Yes the thin place is the place which is no-place yet every place except any place where He is not.
It is the place of absolute communion with Him and the place of absolute service to others.
It is rendezvous and experience of absence; it is brilliant light and total darkness; it is the intimacy of His presence and fire, the pain of His absence, which is why as one crosses the threshold into the thin place it is advisable to bring along, seared in our hearts, the hide and seek love affair from the Song of Songs!
I will confess here that normally I am careful when doing research to note from whence I take a particular quote, which is easily done sitting quietly in the poustinia. However I always have a book with me in case there is quiet time when serving the homeless in the soup kitchen, or waiting in a doctor’s office, and that’s when I make notes on scraps of paper and sometimes forget to record the source.
Such happened with the following, which is an important quote for these reflections on being at the threshold of the thin place, even if I cannot give the citation, from the notes on the scrap of paper I was reading somewhere, about the sufferings endured by Cardinal Francis Xavier Nguyen Van Thuan during his years of imprisonment, which I understand meant almost a decade of solitary confinement.
How he managed to procure the necessary for celebrating Holy Mass is a mystery, but his passionate devotion to this central act and prayer, this absolute primary place for the priest, as well as his living out what St. Bonaventure and Pope Benedict teach, is clear from Cardinal Francis’ own words: “ Each time I celebrated Mass, I had the opportunity to extend my hands and nail myself to the cross with Jesus, to drink with Him the bitter chalice.”
The threshold to the thin place for the priest is the entrance to the sanctuary to celebrate Holy Mass, for the baptised it is to enter the church for Holy Mass.
For both the threshold is the moment of Holy Communion.
For both the threshold is to re-cross the threshold in the seeming opposite direction to bring Christ within our own beings to those who need to be loved.
Actually, and this is the paradox, the second crossing of the threshold is a deeper entering through it into the thin place!
Now I am fully aware through these essays I have already, and will be yet, taking from Philip Sheldrake’s classic work: LIVING BETWEEN TWO WORLDS, place and journey in celtic spirituality: Cowley Publications ISBN: 1-56101-103-7, interpretations of the traditions and wisdoms he gathered which may go far beyond the point of his work.

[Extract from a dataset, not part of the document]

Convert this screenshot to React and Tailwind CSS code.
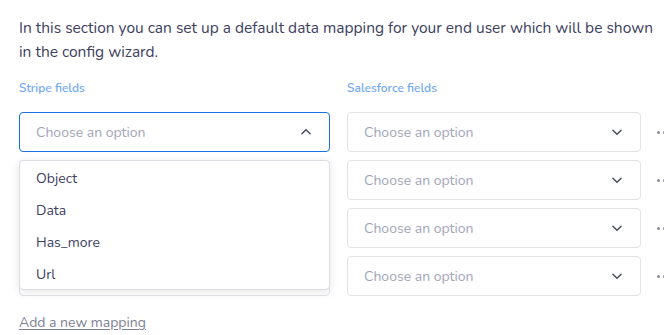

His is a stand alone, well written and researched work which, first referenced for me by a brother priest in a homily, has been for me a reference work, stimulating ever deeper meditation on the whole mystery of life, baptismal life, beauty and suffering, light and darkness, sin and virtue, the intimacy of the Divine Lover and His frequent disappearances which we all feel as deep darkness, emptiness, unbearable aloneness.
We begin life as human beings within a thin membrane of a place safely surrounded by the solid thickness of our mother’s heart and body which, normally, dwells within that so thin a mysterious reality as love between a man and a woman, a husband and wife.
When born the breathe of life breathed into us by God at the moment of our conception is augmented outside the womb by the thin oxygen in the very air we must now breathe and yet this air is kept in place by the very spinning mass of the solid earth on which the very thin membrane of the soles of our feet will one day make imprint when we walk!
So likewise did God Himself, Jesus Christ, enter the threshold of life into this place so heavy with darkness, so thick with sin, to transform the earth itself into a threshold, or more accurately life lived on this earth is the ultimate threshold to the thin place which is the infinite place, the eternal embrace we all seek, love’s embrace.
Not just any love or lover’s embrace; Love’s embrace, the Holy Trinity’s embrace.
All our Christian ancestors, particularly the martyrs above all, the desert dwellers, the builders of great cathedrals, , until the notions of certain scientists and philosophers began not only to weigh down and confuse society but to poison the minds and hearts of Christians and even priests with their materialist-limited appreciation for life, yes until then our ancestors knew and treasured that in reality it is a very thin membrane indeed which separates the world we tend to believe is really real and the reality of what seems intangible but is in fact the real permanent!
We need to become humble, free, and joyful again, and at least begin by begging the grace to recognize the threshold and yearn for the thin place!